O MATUTO É O MAIOR

Enfrentei algumas dificuldades na composição de uma personagem matuta, em Itabaiana, na montagem da peça “O ABC DE ZÉ DA LUZ O POETA DO POVÃO”. O diretor era Souza do INSS e repetidas vezes teimava comigo: “Estás muito pracista! Precisas pôr o olho no campo!”

Entre os fatores que me distanciaram do teatro está a insubmissão à direção e a preguiça em decorar os textos, mas nesse quesito Souza estava certo. A minha linguagem era urbana.

Itabaiana é uma cidade provinciana, mas com ares de intelectualoide. Gaba-se de ter tido as suas próprias oficinas de livros, de ter cineastas, poetas, músicos, cantores, compositores, jornalistas...
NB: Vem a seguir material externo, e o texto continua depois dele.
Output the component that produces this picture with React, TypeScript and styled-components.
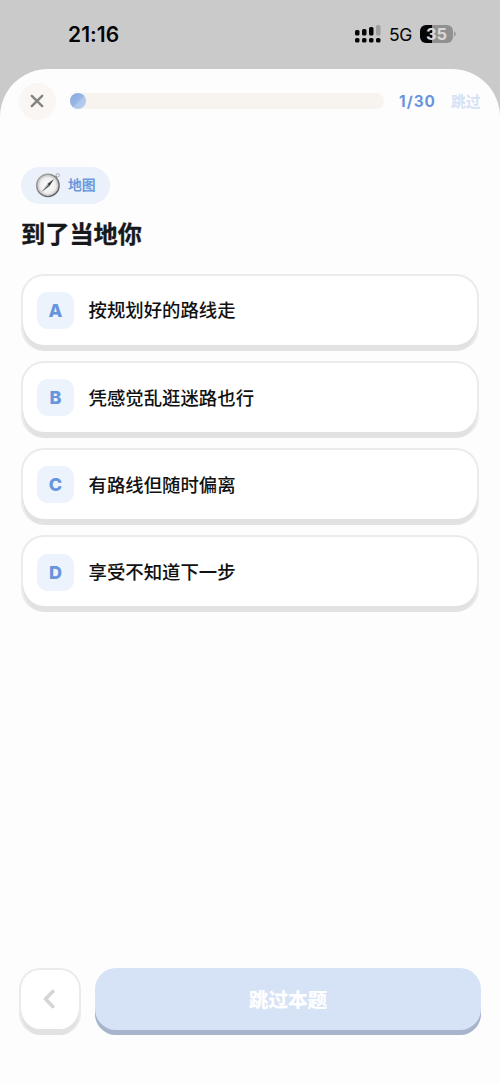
import React from 'react';
import styled, { createGlobalStyle } from 'styled-components';

const GlobalStyle = createGlobalStyle`
  * { box-sizing: border-box; }
  body {
    margin: 0;
    background: #cacaca;
    font-family: Inter, "Noto Sans CJK SC", sans-serif;
  }
  button { font: inherit; border: 0; padding: 0; margin: 0; }
`;

const Screen = styled.div`
  width: 500px;
  height: 1084px;
  display: flex;
  flex-direction: column;
  overflow: hidden;
  background: #cacaca;
`;

const StatusBar = styled.header`
  height: 68.5px;
  flex: none;
  display: flex;
  align-items: center;
  justify-content: space-between;
  padding: 0 43px 0 68px;
  color: #050505;
`;

const Clock = styled.div`
  padding-top: 1px;
  font-size: 21px;
  line-height: 24px;
  font-weight: 600;
  letter-spacing: 0.05px;
`;

const StatusIcons = styled.div`
  display: flex;
  align-items: center;
`;

const Network = styled.span`
  margin: 1px 7px 0 8px;
  width: 24px;
  font-size: 17.5px;
  line-height: 20px;
  letter-spacing: -0.4px;
`;

const Battery = styled.div`
  width: 33px;
  height: 18px;
  margin-top: -1px;
  border-radius: 6px;
  background: linear-gradient(to right, #050505 12px, #909090 12px);
  color: #d8d8d8;
  font-size: 16.5px;
  line-height: 18px;
  font-weight: 700;
  text-align: center;
`;

const Sheet = styled.main`
  flex: 1;
  display: flex;
  flex-direction: column;
  background: #fdfdfd;
  border-radius: 48px 48px 0 0;
`;

const TopBar = styled.div`
  display: flex;
  align-items: center;
  height: 37px;
  margin: 14px 19px 0 18.5px;
`;

const CloseButton = styled.button`
  width: 37px;
  height: 37px;
  display: grid;
  place-items: center;
  border-radius: 50%;
  background: #f9f6f3;
`;

const Track = styled.div`
  width: 314.5px;
  height: 16px;
  margin-left: 14px;
  border-radius: 8px;
  background: #f7f4f0;
`;

const Progress = styled.div`
  width: 16px;
  height: 16px;
  border-radius: 50%;
  background: linear-gradient(135deg, #86a9df 0%, #98b6e5 50%, #abc6ed 55%, #b8cff1 100%);
`;

const Count = styled.span`
  width: 52px;
  padding-top: 1px;
  margin-left: 15px;
  color: #6795dc;
  font-size: 15.3px;
  line-height: 20px;
  font-weight: 700;
  letter-spacing: 1.05px;
`;

const SkipLink = styled.button`
  padding-top: 1px;
  background: none;
  color: #d5e1f5;
  font-size: 14.8px;
  line-height: 20px;
  font-weight: 700;
  white-space: nowrap;
`;

const Question = styled.section`
  display: flex;
  flex-direction: column;
  align-items: flex-start;
  padding: 47px 21px 0;
`;

const Tag = styled.div`
  width: 89px;
  height: 37px;
  display: flex;
  align-items: center;
  gap: 7px;
  padding-left: 14px;
  border-radius: 19px;
  background: #eaf1fa;
  color: #6b99df;
  font-size: 13.8px;
  font-weight: 700;
`;

const TagText = styled.span`
  padding-bottom: 1.5px;
`;

const Title = styled.h1`
  margin: 13px 0 0;
  color: #17181b;
  font-size: 24.2px;
  line-height: 36px;
  font-weight: 700;
  -webkit-text-stroke: 0.3px #17181b;
`;

const Options = styled.div`
  width: 458px;
  display: flex;
  flex-direction: column;
  gap: 10.3px;
  margin-top: 21px;
`;

const Option = styled.button`
  height: 77px;
  display: flex;
  align-items: center;
  padding: 0 14px 5.6px;
  border: 2px solid #ebebeb;
  border-bottom: 0;
  border-radius: 23px;
  background: #fff;
  box-shadow: inset 0 -6px 0 #e2e2e2;
  color: #111;
  text-align: left;
`;

const Letter = styled.span`
  width: 37px;
  height: 37px;
  flex: none;
  display: grid;
  place-items: center;
  border-radius: 11px;
  background: #ecf3fc;
  color: #6795dc;
  font-size: 18px;
  font-weight: 800;
`;

const OptionText = styled.span`
  margin-left: 14.5px;
  font-size: 18.4px;
  line-height: 28px;
  font-weight: 500;
`;

const Actions = styled.footer`
  display: flex;
  gap: 14px;
  margin: auto 19px 49px 19px;
`;

const BackButton = styled.button`
  width: 62px;
  height: 67.5px;
  display: grid;
  place-items: center;
  padding-bottom: 6px;
  border: 2px solid #ebebeb;
  border-bottom: 0;
  border-radius: 21px;
  background: #fff;
  box-shadow: inset 0 -6px 0 #e2e2e2;
`;

const SkipButton = styled.button`
  flex: 1;
  height: 67.5px;
  padding-bottom: 5px;
  border-radius: 21px;
  background: #d6e2f6;
  box-shadow: inset 0 -5px 0 #a7b4cb;
  color: #fff;
  font-size: 19.6px;
  font-weight: 700;
  -webkit-text-stroke: 0.25px #fff;
`;

const SignalIcon = () => (
  <svg width="26" height="18" viewBox="0 0 26 18" fill="#050505">
    <rect x="0" y="5" width="4.5" height="5.5" rx="1.6" />
    <rect x="7" y="4" width="4.5" height="6.5" rx="1.6" />
    <rect x="14" y="2" width="4.5" height="8.5" rx="1.6" />
    <rect x="21" y="0" width="4.5" height="10.5" rx="1.6" fill="#a0a0a0" />
    <rect x="0" y="13" width="4.5" height="4.5" rx="1.6" />
    <rect x="7" y="13" width="4.5" height="4.5" rx="1.6" />
    <rect x="14" y="13" width="4.5" height="4.5" rx="1.6" />
    <rect x="21" y="13" width="4.5" height="4.5" rx="1.6" />
  </svg>
);

const BatteryCap = () => (
  <svg width="4" height="6" viewBox="0 0 4 6">
    <path d="M1 .5C3.4 1 3.4 5 1 5.500Z" fill="#999" />
  </svg>
);

const CompassIcon = () => (
  <svg width="26" height="26" viewBox="0 0 26 26" fill="none">
    <defs>
      <linearGradient id="rim" x1="3" y1="3" x2="20" y2="25" gradientUnits="userSpaceOnUse">
        <stop stopColor="#aaa" />
        <stop offset="1" stopColor="#555" />
      </linearGradient>
      <radialGradient id="dial">
        <stop stopColor="#fff" />
        <stop offset=".7" stopColor="#eee" />
        <stop offset="1" stopColor="#c4c4c4" />
      </radialGradient>
    </defs>
    <circle cx="22.700" cy="3.300" r="1.700" stroke="#a4acb5" />
    <path d="m20 6 1.500-1.500" stroke="#777" strokeWidth="2" />
    <circle cx="12.900" cy="13.400" r="11.200" fill="url(#dial)" stroke="url(#rim)" strokeWidth="1.400" />
    <circle cx="12.900" cy="13.400" r="9.500" stroke="#ccc" strokeWidth=".7" />
    <path d="m19 7-4.600 7.200-2.300-2.200Z" fill="#444" />
    <path d="m6.500 20 5.600-8 2.300 2.200Z" fill="#bbb" />
    <path d="m6.500 20 6.600-7 1.300 1.200Z" fill="#666" />
  </svg>
);

const CloseIcon = () => (
  <svg width="14" height="14" viewBox="0 0 14 14" fill="none" stroke="#858380" strokeWidth="2.400" strokeLinecap="round">
    <path d="M1.800 1.800 12.200 12.200M12.200 1.800 1.800 12.200" />
  </svg>
);

const ChevronIcon = () => (
  <svg width="14" height="20" viewBox="0 0 14 20" fill="none" stroke="#d6d6d6" strokeWidth="3.800" strokeLinecap="round" strokeLinejoin="round">
    <path d="M9.800 2.500 2.500 10l7.300 7.500" />
  </svg>
);

const options = [
  ['A', '按规划好的路线走'],
  ['B', '凭感觉乱逛迷路也行'],
  ['C', '有路线但随时偏离'],
  ['D', '享受不知道下一步'],
];

export default function App() {
  return (
    <>
      <GlobalStyle />
      <Screen>
        <StatusBar>
          <Clock>21:16</Clock>
          <StatusIcons>
            <SignalIcon />
            <Network>5G</Network>
            <Battery>35</Battery>
            <BatteryCap />
          </StatusIcons>
        </StatusBar>
        <Sheet>
          <TopBar>
            <CloseButton aria-label="关闭"><CloseIcon /></CloseButton>
            <Track><Progress /></Track>
            <Count>1/30</Count>
            <SkipLink>跳过</SkipLink>
          </TopBar>
          <Question>
            <Tag><CompassIcon /><TagText>地图</TagText></Tag>
            <Title>到了当地你</Title>
            <Options>
              {options.map(([letter, text]) => (
                <Option key={letter}>
                  <Letter>{letter}</Letter>
                  <OptionText>{text}</OptionText>
                </Option>
              ))}
            </Options>
          </Question>
          <Actions>
            <BackButton aria-label="上一题"><ChevronIcon /></BackButton>
            <SkipButton>跳过本题</SkipButton>
          </Actions>
        </Sheet>
      </Screen>
    </>
  );
}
“Ah, porque Itabaiana teve jornal diário, revista, luz elétrica antes da capital, água encanada antes da capital e o “Doidinho” estudou por aqui...” “Ah, porque Itabaiana foi sede de Governo e a Batalha do Riacho das Pedras demonstrou que o seu povo pensa e age!” E aquela ladainha vai de certa forma influenciando as pessoas. Outro dia, disse-me uma pesquisadora da UFPB, “um professor que estuda os fenômenos da linguagem queria ver Zefa de Purcina!” As coisas antigas parecem contemporâneas na imaginação dos residentes e dos visitantes.
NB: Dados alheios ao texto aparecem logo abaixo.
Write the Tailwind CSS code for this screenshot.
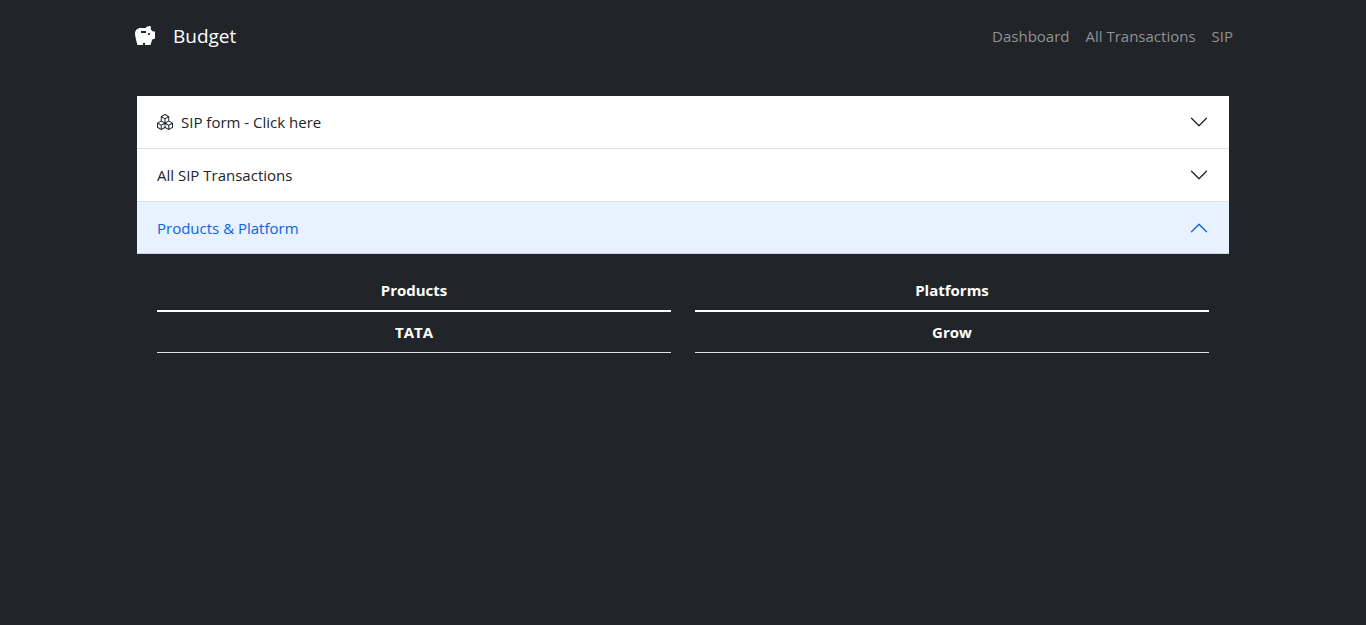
<!DOCTYPE html>
<html lang="en">
<head>
<meta charset="utf-8">
<meta name="viewport" content="width=device-width, initial-scale=1">
<title>Budget</title>
<script src="https://cdn.jsdelivr.net/npm/@tailwindcss/browser@4"></script>
</head>
<body class="min-h-screen bg-[#212529] font-['Open_Sans','Noto_Sans',sans-serif] text-[15px] leading-6 text-white">
<header class="mx-auto flex h-[72px] max-w-[1116px] items-center justify-between px-2">
  <a href="#" class="flex items-center gap-4 text-[19px] leading-[30px]">
    <svg class="size-6" viewBox="0 0 24 24" fill="currentColor" fill-rule="evenodd" aria-hidden="true"><path d="M19.83 7.5l-2.27-2.27c.07-.42.18-.81.32-1.15.08-.18.12-.37.12-.58 0-.83-.67-1.5-1.5-1.5-1.64 0-3.09.79-4 2h-5C4.46 4 2 6.46 2 9.5S4.5 21 4.5 21H10v-2h2v2h5.5l1.68-5.59L22 14.47V7.5h-2.17zM13 9H8V7h5v2zm3 2c-.55 0-1-.45-1-1s.45-1 1-1 1 .45 1 1-.45 1-1 1z"/></svg>
    <span>Budget</span>
  </a>
  <nav class="flex gap-4 text-[#909294]">
    <a href="#">Dashboard</a>
    <a href="#">All Transactions</a>
    <a href="#">SIP</a>
  </nav>
</header>
<main class="mx-auto max-w-[1092px] pt-6">
  <div class="bg-white text-[#212529]">
    <h2 class="border-b border-[#dee2e6]">
      <button type="button" aria-expanded="false" class="flex h-[52px] w-full items-center px-5 text-left">
        <svg class="mr-2 size-4" viewBox="0 0 16 16" fill="currentColor" aria-hidden="true"><path d="M7.752.066a.5.5 0 0 1 .496 0l3.75 2.143a.5.5 0 0 1 .252.434v3.995l3.498 2A.5.5 0 0 1 16 9.07v4.286a.5.5 0 0 1-.252.434l-3.75 2.143a.5.5 0 0 1-.496 0l-3.502-2-3.502 2.001a.5.5 0 0 1-.496 0l-3.75-2.143A.5.5 0 0 1 0 13.357V9.071a.5.5 0 0 1 .252-.434L3.75 6.638V2.643a.5.5 0 0 1 .252-.434zM4.25 7.504 1.508 9.071l2.742 1.567 2.742-1.567zM7.5 9.933l-2.75 1.571v3.134l2.75-1.571zm1 3.134 2.75 1.571v-3.134L8.5 9.933zm.508-3.996 2.742 1.567 2.742-1.567-2.742-1.567zm2.242-2.433V3.504L8.5 5.076V8.21zM7.5 8.21V5.076L4.75 3.504v3.134zM5.258 2.643 8 4.21l2.742-1.567L8 1.076zM15 9.933l-2.75 1.571v3.134L15 13.067zM3.75 14.638v-3.134L1 9.933v3.134z"/></svg>
        <span>SIP form - Click here</span>
        <svg class="ml-auto size-5" viewBox="0 0 16 16" fill="currentColor" aria-hidden="true"><path d="M1.646 4.646a.5.5 0 0 1 .708 0L8 10.293l5.646-5.647a.5.5 0 0 1 .708.708l-6 6a.5.5 0 0 1-.708 0l-6-6a.5.5 0 0 1 0-.708z"/></svg>
      </button>
    </h2>
    <h2 class="border-b border-[#dee2e6]">
      <button type="button" aria-expanded="false" class="flex h-[52px] w-full items-center px-5 text-left">
        <span>All SIP Transactions</span>
        <svg class="ml-auto size-5" viewBox="0 0 16 16" fill="currentColor" aria-hidden="true"><path d="M1.646 4.646a.5.5 0 0 1 .708 0L8 10.293l5.646-5.647a.5.5 0 0 1 .708.708l-6 6a.5.5 0 0 1-.708 0l-6-6a.5.5 0 0 1 0-.708z"/></svg>
      </button>
    </h2>
    <h2>
      <button type="button" aria-expanded="true" aria-controls="lists" class="flex h-[52px] w-full items-center bg-[#e7f1ff] px-5 text-left text-[#0c63e4] shadow-[inset_0_-1px_0_#c9d3e0]">
        <span>Products &amp; Platform</span>
        <svg class="ml-auto size-5 rotate-180" viewBox="0 0 16 16" fill="currentColor" aria-hidden="true"><path d="M1.646 4.646a.5.5 0 0 1 .708 0L8 10.293l5.646-5.647a.5.5 0 0 1 .708.708l-6 6a.5.5 0 0 1-.708 0l-6-6a.5.5 0 0 1 0-.708z"/></svg>
      </button>
    </h2>
  </div>
  <div id="lists" class="grid grid-cols-2 gap-6 px-5 py-4">
    <table class="w-full border-separate border-spacing-0 self-start text-center font-bold">
      <thead><tr><th scope="col" class="border-b-2 border-white px-2 pt-2 pb-2">Products</th></tr></thead>
      <tbody><tr><th scope="row" class="border-b border-[#dee2e6] p-2">TATA</th></tr></tbody>
    </table>
    <table class="w-full border-separate border-spacing-0 self-start text-center font-bold">
      <thead><tr><th scope="col" class="border-b-2 border-white px-2 pt-2 pb-2">Platforms</th></tr></thead>
      <tbody><tr><th scope="row" class="border-b border-[#dee2e6] p-2">Grow</th></tr></tbody>
    </table>
  </div>
</main>
</body>
</html>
Ora, antes do sindicato rural, onde trabalhei, toda a minha referência do campo era a literatura de José Lins do Rego. Nunca havia plantado uma mandioca! E assim mesmo Zélins, como Ribeiro Couto, era aquele sujeito urbano que falava das coisas do campo. E não adianta virem me dizer que o avô dele era senhor de engenho e que Carlinhos atacava as cabritinhas.

Mas o que se fazer, se não visão das pessoas Itabaiana toma parte em tudo? 1817? Estou dentro! 1823? Estou dentro! 1930? Estou dentro! Ou melhor, o corrupto jornalista Sinvaldeão abandona a sua redação, em Itabaiana, para virar o costureiro da revolução, no olhar maroto de Japiassu. E aí, meu bem, o cabra mais besta que deu em Itabaiana foi Pingolença e ainda assim instalou o relógio da matriz.
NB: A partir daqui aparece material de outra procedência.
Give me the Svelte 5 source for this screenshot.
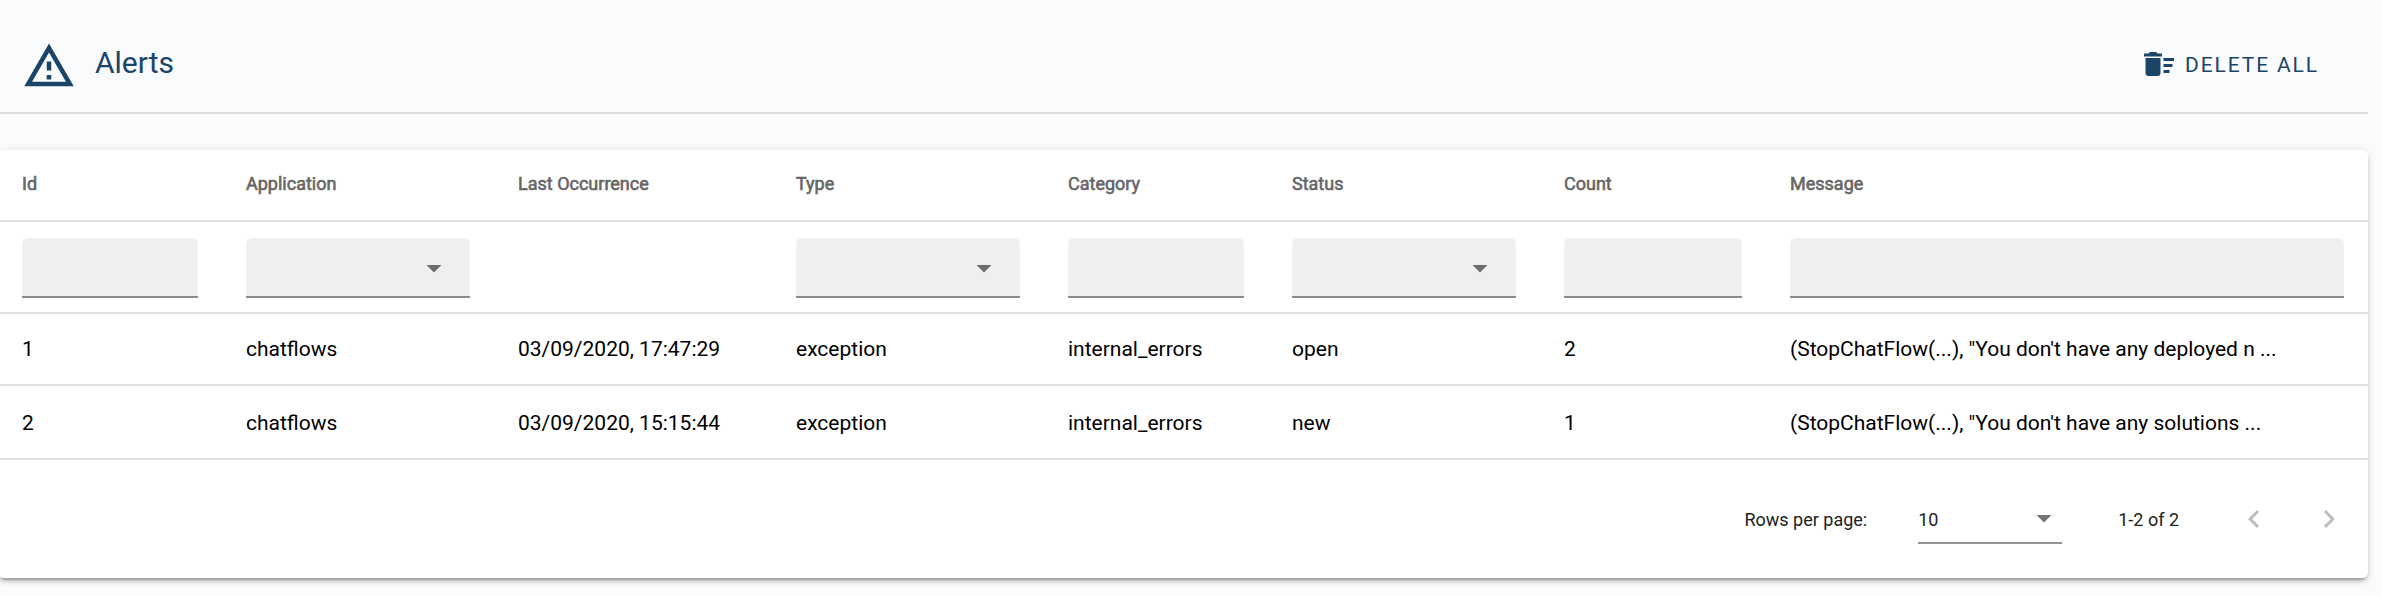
<script>
  const columns = [
    { key: 'id', label: 'Id', filter: 'text' },
    { key: 'application', label: 'Application', filter: 'select' },
    { key: 'lastOccurrence', label: 'Last Occurrence', filter: null },
    { key: 'type', label: 'Type', filter: 'select' },
    { key: 'category', label: 'Category', filter: 'text' },
    { key: 'status', label: 'Status', filter: 'select' },
    { key: 'count', label: 'Count', filter: 'text' },
    { key: 'message', label: 'Message', filter: 'text' }
  ];

  const rows = [
    {
      id: 1,
      application: 'chatflows',
      lastOccurrence: '03/09/2020, 17:47:29',
      type: 'exception',
      category: 'internal_errors',
      status: 'open',
      count: 2,
      message: '(StopChatFlow(...), "You don\'t have any deployed n ...'
    },
    {
      id: 2,
      application: 'chatflows',
      lastOccurrence: '03/09/2020, 15:15:44',
      type: 'exception',
      category: 'internal_errors',
      status: 'new',
      count: 1,
      message: '(StopChatFlow(...), "You don\'t have any solutions ...'
    }
  ];
</script>

{#snippet arrow()}
  <svg class="icon" viewBox="0 0 24 24"><path d="M7,10L12,15L17,10H7Z" /></svg>
{/snippet}

<main class="page">
  <header class="toolbar">
    <svg class="title-icon" viewBox="0 0 24 24">
      <path d="M12,2L1,21H23M12,6L19.53,19H4.47M11,10V14H13V10M11,16V18H13V16" />
    </svg>
    <h1>Alerts</h1>
    <button class="delete-all">
      <svg class="icon" viewBox="0 0 24 24">
        <path d="M15,16H19V18H15V16M15,8H22V10H15V8M15,12H21V14H15V12M3,18A2,2 0 0,0 5,20H11A2,2 0 0,0 13,18V8H3V18M14,5H11L10,4H6L5,5H2V7H14V5Z" />
      </svg>
      <span>DELETE ALL</span>
    </button>
  </header>

  <section class="card">
    <div class="row head">
      {#each columns as col (col.key)}
        <div class="cell">{col.label}</div>
      {/each}
    </div>
    <div class="row filters">
      {#each columns as col (col.key)}
        <div class="cell">
          {#if col.filter}
            <div class="field">
              {#if col.filter === 'select'}{@render arrow()}{/if}
            </div>
          {/if}
        </div>
      {/each}
    </div>
    {#each rows as row (row.id)}
      <div class="row body">
        {#each columns as col (col.key)}
          <div class="cell">{row[col.key]}</div>
        {/each}
      </div>
    {/each}
    <footer class="pager">
      <span class="label">Rows per page:</span>
      <div class="size"><span>10</span>{@render arrow()}</div>
      <span class="range">1-2 of 2</span>
      <div class="nav">
        <svg class="icon" viewBox="0 0 24 24"><path d="M15.41,16.58L10.83,12L15.41,7.41L14,6L8,12L14,18L15.41,16.58Z" /></svg>
        <svg class="icon" viewBox="0 0 24 24"><path d="M8.59,16.58L13.17,12L8.59,7.41L10,6L16,12L10,18L8.59,16.58Z" /></svg>
      </div>
    </footer>
  </section>
</main>

<style>
  :global(body) {
    background: #fafbfd;
  }

  .page {
    box-sizing: border-box;
    height: 596px;
    padding-right: 14px;
    overflow: hidden;
    font-family: Roboto, sans-serif;
    color: #000;
    background: #fafbfd;
  }

  .icon {
    display: block;
    flex: none;
    width: 36px;
    height: 36px;
    fill: currentColor;
  }

  .toolbar {
    box-sizing: border-box;
    display: flex;
    align-items: center;
    height: 114px;
    padding: 16px 49px 0 22px;
    border-bottom: 2px solid #dbdcde;
    color: #1b4568;
  }

  .title-icon {
    width: 54px;
    height: 54px;
    margin-top: 4px;
    fill: currentColor;
  }

  h1 {
    margin: 0 0 2px 19px;
    font-size: 30px;
    font-weight: 400;
    line-height: 40px;
  }

  .delete-all {
    display: flex;
    align-items: center;
    gap: 8px;
    margin-left: auto;
    padding: 0;
    border: 0;
    background: none;
    color: inherit;
    font: 400 21px/36px Roboto, sans-serif;
    letter-spacing: 1.875px;
  }

  .delete-all span {
    padding-top: 2px;
  }

  .card {
    margin: 36px 0 0 -2px;
    border-radius: 6px;
    background: #fff;
    box-shadow:
      0 6px 2px -4px rgba(0, 0, 0, 0.2),
      0 4px 4px 0 rgba(0, 0, 0, 0.14),
      0 2px 10px 0 rgba(0, 0, 0, 0.12);
  }

  .row {
    box-sizing: border-box;
    display: grid;
    grid-template-columns: 224px 272px 278px 272px 224px 272px 226px 1fr;
    align-items: center;
    border-bottom: 2px solid #e0e0e0;
  }

  .cell {
    padding: 0 24px;
    white-space: nowrap;
  }

  .head {
    height: 72px;
    padding-bottom: 4px;
    font-size: 18px;
    -webkit-text-stroke: 0.6px #666;
    color: #666;
  }

  .filters {
    height: 92px;
    padding-top: 2px;
  }

  .field {
    box-sizing: border-box;
    display: flex;
    align-items: center;
    justify-content: flex-end;
    height: 60px;
    padding: 2px 18px 0 0;
    border-bottom: 2px solid #8b8b8b;
    border-radius: 6px 6px 0 0;
    background: #efefef;
    color: #6c6c6c;
  }

  .body {
    height: 72px;
    font-size: 21px;
  }

  .body + .body {
    height: 74px;
    padding-top: 1px;
  }

  .pager {
    display: flex;
    align-items: center;
    justify-content: flex-end;
    height: 118px;
    padding-right: 21px;
    font-size: 18px;
    color: #212121;
  }

  .size {
    box-sizing: border-box;
    display: flex;
    align-items: center;
    justify-content: space-between;
    width: 144px;
    height: 50px;
    margin: 0 56px 0 51px;
    border-bottom: 2px solid #949494;
  }

  .size span {
    padding-top: 2px;
  }

  .size .icon {
    color: #757575;
  }

  .nav {
    display: flex;
    gap: 39px;
    margin-left: 57px;
    color: #bdbdbd;
  }
</style>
É por isso que, dentro desse cenário, naqueles cafundós, vejo-me ainda muito jovem lendo A Divina Comédia, Tio Goriot, Os Maias, Memórias de Um Sargento de Milícias, Triste Fim de Policarpo Quaresma, Memórias Póstumas de Brás Cubas... e tudo o mais que caía nas mãos. E o Souza quer uma linguagem rural. Fiz. A contragosto, mas fiz.

Essa foi a minha última montagem! Mas o interessante é que tomei gosto! Saí das cenas para as declamações. E por onde andei declamei dois grandes matutos: Zé da Luz e Severino Dias. Na verdade, dois sujeitos urbanos que falavam do campo.